While there may be slight variations depending on the region, Indian curry generally is a ‘wet’ curry – it has a soup-like gravy consistency and is made from an array of spices which include fresh or dried hot chili pepper, garlic, cumin, turmeric, cinnamon, coconut and sometimes even saffron. These spices are added one at a time to the broth as it heats up, mixed well and then stewed over time to bring out the distinctive flavour. It is typically cooked together with lentils and vegetables like eggplant, gourd or okra. Indian curry is usually served with Chapati (unleavened flat-bread; also called “Roti” if made thicker) or Naan and sometimes long-grain Indica rice as an alternative to the flat-breads, or with chicken, mutton or fish as a meat dish.
Japanese curry, on the other hand, is a ‘dry’ curry that has a thick consistency resembling that of a slightly watered-down sauce. It does away with the hot chilies and coconut, but retains the other essential spices in the form of a powder and adds beef fat to the mix to create a starchy gravy. This differs from the Indian and British style curries, with British curry using flour instead of beef fat. The Japanese substituted beef fat or katakuriko potato starch in place of flour as a thickener because flour would go bad in a high moisture environment such as on-board a ship. Flour was generally reserved for bread making or used as a thickener on land. As such, Japanese would use their own beef for both the fat and meat for their curry dishes. Kosher salt, turmeric, cumin, coriander and cardamon spices are used in Japanese Navy Curry to keep its shelf life for longer while the ship was at sea. Another key difference is that Indian curry would never use beef because it is forbidden to consume, as cattle are held sacred in Indian belief. Japanese curry is usually served on a bed of pure white Japonica rice, that has a sticky texture and mild aroma as compared to the hardy Indica rice served in Indian curry dishes.

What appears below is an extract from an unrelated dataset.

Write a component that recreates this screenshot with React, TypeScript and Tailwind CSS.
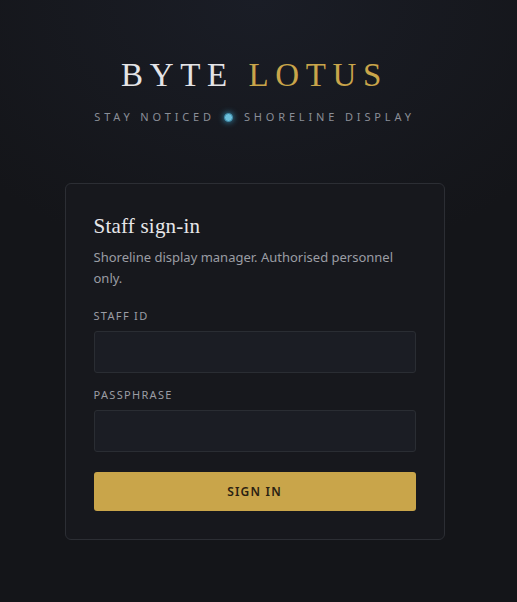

It is worth to note that Japanese Navy Curry can vary somewhat in taste from vessel to vessel, as each ship galley puts their own unique twist into the mix as a morale booster. One such special ingredient is honey, as found in the Navy Curry on-board the Yaeyama-class minesweeper vessel JS Hachijo. Not all Navy Curry recipes will include honey or tomato ketchup, which add more of a sweet or tangy flavor to the meals. Japanese Navy Curry has gone from a seafaring routine to a one-pot wonder on the mainland. Inspired by the Imperial Japanese Navy’s 1902 recipe book, curry eateries sprung up and began serving the naval dish in Yokosuka post-war. Popularity grew, and soon people who were not even serving the Navy or living on base were coming to eat Navy Curry dishes.
In 1968, one particular food research company called Otsuka Foods was struggling to come up with a solution to sell their Navy Curry powder and premix roux bricks. In February of that year, one of Otsuka Foods’ product line developers was inspired by an article on Swedish Army pouch sausages, and developed a special packaging known as a retort pouch. This was a revolutionary method of packaging food; it was made by laminating several layers of heat-resistant plastic and aluminium films, which were filled with the ingredients and then sealed and heated to over 240 degrees Fahrenheit (115 degrees Celsius). The high heat and pressure rendered the pouch aseptic and kept the contents sterile, while the flexible laminates ensured the food’s freshness for up to two years. Thus, Retort Curry was invented and helped Otsuka Foods drive sales up to 100 million pouches per year in just five years. This method of retort packaging went on to see use not only in Japan, but also in instant meals and food rations around the world. Most notably, the U.S. military adopted the retort pouch system of packaging for their Meals, Ready-to-Eat (MREs) in the late 1970s.
Japanese Navy Curry was born out of necessity in hard times and played a major role both in sustaining the military, as well as bringing smiles to civilians around the world with its hearty fill, easy-cleaning consistency and unique taste.